- _Directions for this task_:
With the images removed, repeat the data below exactly.

- _Supplied data_:
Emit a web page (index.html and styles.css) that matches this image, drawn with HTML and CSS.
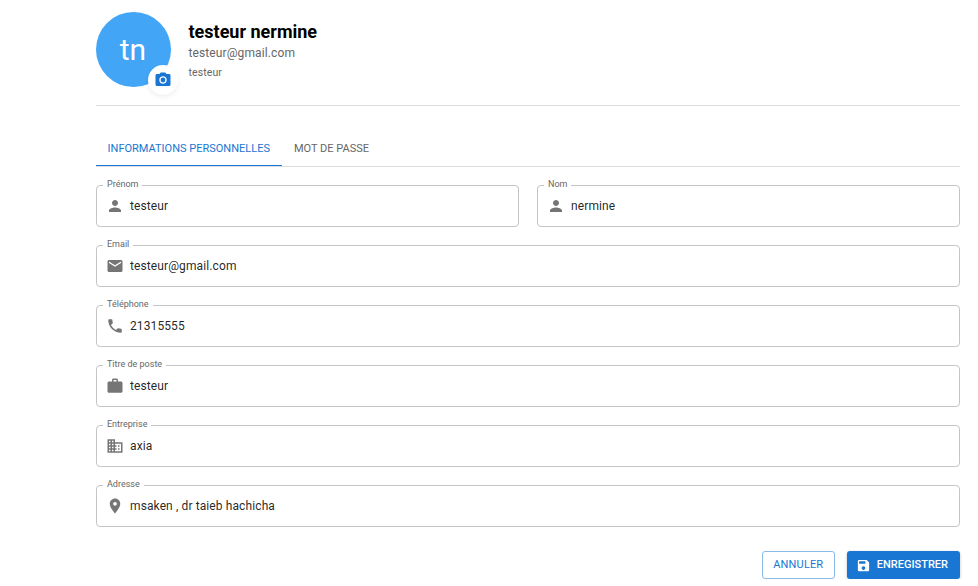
FILE: index.html
```html
<!DOCTYPE html>
<html lang="fr">
<head>
<meta charset="utf-8">
<title>Profil</title>
<link rel="stylesheet" href="styles.css">
</head>
<body>
<main class="profile">
  <header class="head">
    <div class="avatar">tn
      <span class="camera"><svg viewBox="0 0 24 24"><circle cx="12" cy="12" r="3.2"/><path d="M9 2 7.17 4H4c-1.1 0-2 .9-2 2v12c0 1.1.9 2 2 2h16c1.1 0 2-.9 2-2V6c0-1.1-.9-2-2-2h-3.17L15 2H9zm3 15c-2.76 0-5-2.24-5-5s2.24-5 5-5 5 2.24 5 5-2.24 5-5 5z"/></svg></span>
    </div>
    <div class="identity">
      <h1 class="name">testeur nermine</h1>
      <p class="mail">testeur@gmail.com</p>
      <p class="role">testeur</p>
    </div>
  </header>
  <nav class="tabs">
    <span class="tab active">INFORMATIONS PERSONNELLES</span>
    <span class="tab">MOT DE PASSE</span>
  </nav>
  <form class="form">
    <fieldset class="field half"><legend>Prénom</legend><svg viewBox="0 0 24 24"><path d="M12 12c2.21 0 4-1.79 4-4s-1.79-4-4-4-4 1.79-4 4 1.79 4 4 4zm0 2c-2.67 0-8 1.34-8 4v2h16v-2c0-2.66-5.33-4-8-4z"/></svg><span class="value">testeur</span></fieldset>
    <fieldset class="field half"><legend>Nom</legend><svg viewBox="0 0 24 24"><path d="M12 12c2.21 0 4-1.79 4-4s-1.79-4-4-4-4 1.79-4 4 1.79 4 4 4zm0 2c-2.67 0-8 1.34-8 4v2h16v-2c0-2.66-5.33-4-8-4z"/></svg><span class="value">nermine</span></fieldset>
    <fieldset class="field"><legend>Email</legend><svg viewBox="0 0 24 24"><path d="M20 4H4c-1.1 0-1.99.9-1.99 2L2 18c0 1.1.9 2 2 2h16c1.1 0 2-.9 2-2V6c0-1.1-.9-2-2-2zm0 4-8 5-8-5V6l8 5 8-5v2z"/></svg><span class="value">testeur@gmail.com</span></fieldset>
    <fieldset class="field"><legend>Téléphone</legend><svg viewBox="0 0 24 24"><path d="M6.62 10.79c1.44 2.83 3.76 5.14 6.59 6.59l2.2-2.2c.27-.27.67-.36 1.02-.24 1.12.37 2.33.57 3.57.57.55 0 1 .45 1 1V20c0 .55-.45 1-1 1-9.39 0-17-7.61-17-17 0-.55.45-1 1-1h3.5c.55 0 1 .45 1 1 0 1.25.2 2.45.57 3.57.11.35.03.74-.25 1.02l-2.2 2.2z"/></svg><span class="value">21315555</span></fieldset>
    <fieldset class="field"><legend>Titre de poste</legend><svg viewBox="0 0 24 24"><path d="M20 6h-4V4c0-1.11-.89-2-2-2h-4c-1.11 0-2 .89-2 2v2H4c-1.11 0-1.99.89-1.99 2L2 19c0 1.11.89 2 2 2h16c1.11 0 2-.89 2-2V8c0-1.11-.89-2-2-2zm-6 0h-4V4h4v2z"/></svg><span class="value">testeur</span></fieldset>
    <fieldset class="field"><legend>Entreprise</legend><svg viewBox="0 0 24 24"><path d="M12 7V3H2v18h20V7H12zM6 19H4v-2h2v2zm0-4H4v-2h2v2zm0-4H4V9h2v2zm0-4H4V5h2v2zm4 12H8v-2h2v2zm0-4H8v-2h2v2zm0-4H8V9h2v2zm0-4H8V5h2v2zm10 12h-8v-2h2v-2h-2v-2h2v-2h-2V9h8v10zm-2-8h-2v2h2v-2zm0 4h-2v2h2v-2z"/></svg><span class="value">axia</span></fieldset>
    <fieldset class="field"><legend>Adresse</legend><svg viewBox="0 0 24 24"><path d="M12 2C8.13 2 5 5.13 5 9c0 5.25 7 13 7 13s7-7.75 7-13c0-3.87-3.13-7-7-7zm0 9.5c-1.38 0-2.5-1.12-2.5-2.5s1.12-2.5 2.5-2.5 2.5 1.12 2.5 2.5-1.12 2.5-2.5 2.5z"/></svg><span class="value">msaken , dr taieb hachicha</span></fieldset>
  </form>
  <footer class="actions">
    <button class="btn outlined">ANNULER</button>
    <button class="btn contained"><svg viewBox="0 0 24 24"><path d="M17 3H5c-1.11 0-2 .9-2 2v14c0 1.1.89 2 2 2h14c1.1 0 2-.9 2-2V7l-4-4zm-5 16c-1.66 0-3-1.34-3-3s1.34-3 3-3 3 1.34 3 3-1.34 3-3 3zm3-10H5V5h10v4z"/></svg><span>ENREGISTRER</span></button>
  </footer>
</main>
</body>
</html>
```
FILE: styles.css
```css
* { box-sizing: border-box; }
body { margin: 0; background: #fff; font-family: Roboto, "Liberation Sans", sans-serif; color: rgba(0,0,0,.87); overflow: hidden; }
svg { display: block; fill: currentColor; flex: none; }
.profile { padding: 12px 18px 0 96px; }
.head { display: flex; height: 94px; border-bottom: 1px solid #dedede; }
.avatar { position: relative; width: 75px; height: 75px; padding-right: 1px; border-radius: 50%; background: #42a5f5; color: #fff; font-size: 30px; display: flex; align-items: center; justify-content: center; }
.camera { position: absolute; right: -7px; bottom: -8px; width: 30px; height: 30px; border-radius: 50%; background: #fff; color: #1976d2; display: flex; align-items: center; justify-content: center; box-shadow: 0 2px 5px rgba(0,0,0,.07); }
.camera svg { width: 18px; height: 18px; }
.identity { padding: 8px 0 0 17.5px; }
.name { margin: 0; font-size: 18px; line-height: 24px; font-weight: 700; color: #000; }
.mail { margin: 0; font-size: 12px; line-height: 18px; letter-spacing: .11px; color: #666; }
.role { margin: 2px 0 0; font-size: 10.5px; line-height: 17px; letter-spacing: .1px; color: #666; }
.tabs { display: flex; height: 36px; margin-top: 25px; border-bottom: 1px solid #dedede; }
.tab { height: 35px; padding: 0 12px 0 11.6px; font-size: 11px; line-height: 35px; color: #666; }
.tab + .tab { padding-left: 12px; }
.active { width: 186px; color: #1976d2; border-bottom: 1px solid #1976d2; white-space: nowrap; }
.form { display: grid; grid-template-columns: 1fr 1fr; gap: 13px 18px; margin-top: 13px; }
.field { grid-column: span 2; min-width: 0; height: 47px; margin: 0; padding: 0 10px 5px 6px; border: 1px solid #c4c4c4; border-radius: 4px; }
.half { grid-column: span 1; }
.field legend { height: 11px; padding: 0 4px; font-size: 9px; line-height: 9px; color: #666; }
.field svg { width: 18px; height: 18px; margin: 6px 0 0 3px; color: #757575; float: left; }
.value { float: left; margin: 6px 0 0 6px; font-size: 12px; line-height: 18px; letter-spacing: .11px; }
.actions { display: flex; justify-content: flex-end; gap: 12px; margin-top: 24px; }
.btn { height: 28px; padding: 0; font: 500 11px/26px Roboto, sans-serif; border-radius: 3px; display: flex; align-items: center; }
.outlined { width: 73px; justify-content: center; background: #fff; color: #1976d2; border: 1px solid #8cbae8; font-weight: 400; letter-spacing: .15px; }
.contained { background: #1976d2; color: #fff; border: 0; padding: 0 12px 0 9px; gap: 6px; box-shadow: 0 1px 3px rgba(0,0,0,.25); }
.contained svg { width: 15px; height: 15px; }
```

- _Answer below_:
Emit a web page (index.html and styles.css) that matches this image, drawn with HTML and CSS.
FILE: index.html
```html
<!DOCTYPE html>
<html lang="fr">
<head>
<meta charset="utf-8">
<title>Profil</title>
<link rel="stylesheet" href="styles.css">
</head>
<body>
<main class="profile">
  <header class="head">
    <div class="avatar">tn
      <span class="camera"><svg viewBox="0 0 24 24"><circle cx="12" cy="12" r="3.2"/><path d="M9 2 7.17 4H4c-1.1 0-2 .9-2 2v12c0 1.1.9 2 2 2h16c1.1 0 2-.9 2-2V6c0-1.1-.9-2-2-2h-3.17L15 2H9zm3 15c-2.76 0-5-2.24-5-5s2.24-5 5-5 5 2.24 5 5-2.24 5-5 5z"/></svg></span>
    </div>
    <div class="identity">
      <h1 class="name">testeur nermine</h1>
      <p class="mail">testeur@gmail.com</p>
      <p class="role">testeur</p>
    </div>
  </header>
  <nav class="tabs">
    <span class="tab active">INFORMATIONS PERSONNELLES</span>
    <span class="tab">MOT DE PASSE</span>
  </nav>
  <form class="form">
    <fieldset class="field half"><legend>Prénom</legend><svg viewBox="0 0 24 24"><path d="M12 12c2.21 0 4-1.79 4-4s-1.79-4-4-4-4 1.79-4 4 1.79 4 4 4zm0 2c-2.67 0-8 1.34-8 4v2h16v-2c0-2.66-5.33-4-8-4z"/></svg><span class="value">testeur</span></fieldset>
    <fieldset class="field half"><legend>Nom</legend><svg viewBox="0 0 24 24"><path d="M12 12c2.21 0 4-1.79 4-4s-1.79-4-4-4-4 1.79-4 4 1.79 4 4 4zm0 2c-2.67 0-8 1.34-8 4v2h16v-2c0-2.66-5.33-4-8-4z"/></svg><span class="value">nermine</span></fieldset>
    <fieldset class="field"><legend>Email</legend><svg viewBox="0 0 24 24"><path d="M20 4H4c-1.1 0-1.99.9-1.99 2L2 18c0 1.1.9 2 2 2h16c1.1 0 2-.9 2-2V6c0-1.1-.9-2-2-2zm0 4-8 5-8-5V6l8 5 8-5v2z"/></svg><span class="value">testeur@gmail.com</span></fieldset>
    <fieldset class="field"><legend>Téléphone</legend><svg viewBox="0 0 24 24"><path d="M6.62 10.79c1.44 2.83 3.76 5.14 6.59 6.59l2.2-2.2c.27-.27.67-.36 1.02-.24 1.12.37 2.33.57 3.57.57.55 0 1 .45 1 1V20c0 .55-.45 1-1 1-9.39 0-17-7.61-17-17 0-.55.45-1 1-1h3.5c.55 0 1 .45 1 1 0 1.25.2 2.45.57 3.57.11.35.03.74-.25 1.02l-2.2 2.2z"/></svg><span class="value">21315555</span></fieldset>
    <fieldset class="field"><legend>Titre de poste</legend><svg viewBox="0 0 24 24"><path d="M20 6h-4V4c0-1.11-.89-2-2-2h-4c-1.11 0-2 .89-2 2v2H4c-1.11 0-1.99.89-1.99 2L2 19c0 1.11.89 2 2 2h16c1.11 0 2-.89 2-2V8c0-1.11-.89-2-2-2zm-6 0h-4V4h4v2z"/></svg><span class="value">testeur</span></fieldset>
    <fieldset class="field"><legend>Entreprise</legend><svg viewBox="0 0 24 24"><path d="M12 7V3H2v18h20V7H12zM6 19H4v-2h2v2zm0-4H4v-2h2v2zm0-4H4V9h2v2zm0-4H4V5h2v2zm4 12H8v-2h2v2zm0-4H8v-2h2v2zm0-4H8V9h2v2zm0-4H8V5h2v2zm10 12h-8v-2h2v-2h-2v-2h2v-2h-2V9h8v10zm-2-8h-2v2h2v-2zm0 4h-2v2h2v-2z"/></svg><span class="value">axia</span></fieldset>
    <fieldset class="field"><legend>Adresse</legend><svg viewBox="0 0 24 24"><path d="M12 2C8.13 2 5 5.13 5 9c0 5.25 7 13 7 13s7-7.75 7-13c0-3.87-3.13-7-7-7zm0 9.5c-1.38 0-2.5-1.12-2.5-2.5s1.12-2.5 2.5-2.5 2.5 1.12 2.5 2.5-1.12 2.5-2.5 2.5z"/></svg><span class="value">msaken , dr taieb hachicha</span></fieldset>
  </form>
  <footer class="actions">
    <button class="btn outlined">ANNULER</button>
    <button class="btn contained"><svg viewBox="0 0 24 24"><path d="M17 3H5c-1.11 0-2 .9-2 2v14c0 1.1.89 2 2 2h14c1.1 0 2-.9 2-2V7l-4-4zm-5 16c-1.66 0-3-1.34-3-3s1.34-3 3-3 3 1.34 3 3-1.34 3-3 3zm3-10H5V5h10v4z"/></svg><span>ENREGISTRER</span></button>
  </footer>
</main>
</body>
</html>
```
FILE: styles.css
```css
* { box-sizing: border-box; }
body { margin: 0; background: #fff; font-family: Roboto, "Liberation Sans", sans-serif; color: rgba(0,0,0,.87); overflow: hidden; }
svg { display: block; fill: currentColor; flex: none; }
.profile { padding: 12px 18px 0 96px; }
.head { display: flex; height: 94px; border-bottom: 1px solid #dedede; }
.avatar { position: relative; width: 75px; height: 75px; padding-right: 1px; border-radius: 50%; background: #42a5f5; color: #fff; font-size: 30px; display: flex; align-items: center; justify-content: center; }
.camera { position: absolute; right: -7px; bottom: -8px; width: 30px; height: 30px; border-radius: 50%; background: #fff; color: #1976d2; display: flex; align-items: center; justify-content: center; box-shadow: 0 2px 5px rgba(0,0,0,.07); }
.camera svg { width: 18px; height: 18px; }
.identity { padding: 8px 0 0 17.5px; }
.name { margin: 0; font-size: 18px; line-height: 24px; font-weight: 700; color: #000; }
.mail { margin: 0; font-size: 12px; line-height: 18px; letter-spacing: .11px; color: #666; }
.role { margin: 2px 0 0; font-size: 10.5px; line-height: 17px; letter-spacing: .1px; color: #666; }
.tabs { display: flex; height: 36px; margin-top: 25px; border-bottom: 1px solid #dedede; }
.tab { height: 35px; padding: 0 12px 0 11.6px; font-size: 11px; line-height: 35px; color: #666; }
.tab + .tab { padding-left: 12px; }
.active { width: 186px; color: #1976d2; border-bottom: 1px solid #1976d2; white-space: nowrap; }
.form { display: grid; grid-template-columns: 1fr 1fr; gap: 13px 18px; margin-top: 13px; }
.field { grid-column: span 2; min-width: 0; height: 47px; margin: 0; padding: 0 10px 5px 6px; border: 1px solid #c4c4c4; border-radius: 4px; }
.half { grid-column: span 1; }
.field legend { height: 11px; padding: 0 4px; font-size: 9px; line-height: 9px; color: #666; }
.field svg { width: 18px; height: 18px; margin: 6px 0 0 3px; color: #757575; float: left; }
.value { float: left; margin: 6px 0 0 6px; font-size: 12px; line-height: 18px; letter-spacing: .11px; }
.actions { display: flex; justify-content: flex-end; gap: 12px; margin-top: 24px; }
.btn { height: 28px; padding: 0; font: 500 11px/26px Roboto, sans-serif; border-radius: 3px; display: flex; align-items: center; }
.outlined { width: 73px; justify-content: center; background: #fff; color: #1976d2; border: 1px solid #8cbae8; font-weight: 400; letter-spacing: .15px; }
.contained { background: #1976d2; color: #fff; border: 0; padding: 0 12px 0 9px; gap: 6px; box-shadow: 0 1px 3px rgba(0,0,0,.25); }
.contained svg { width: 15px; height: 15px; }
```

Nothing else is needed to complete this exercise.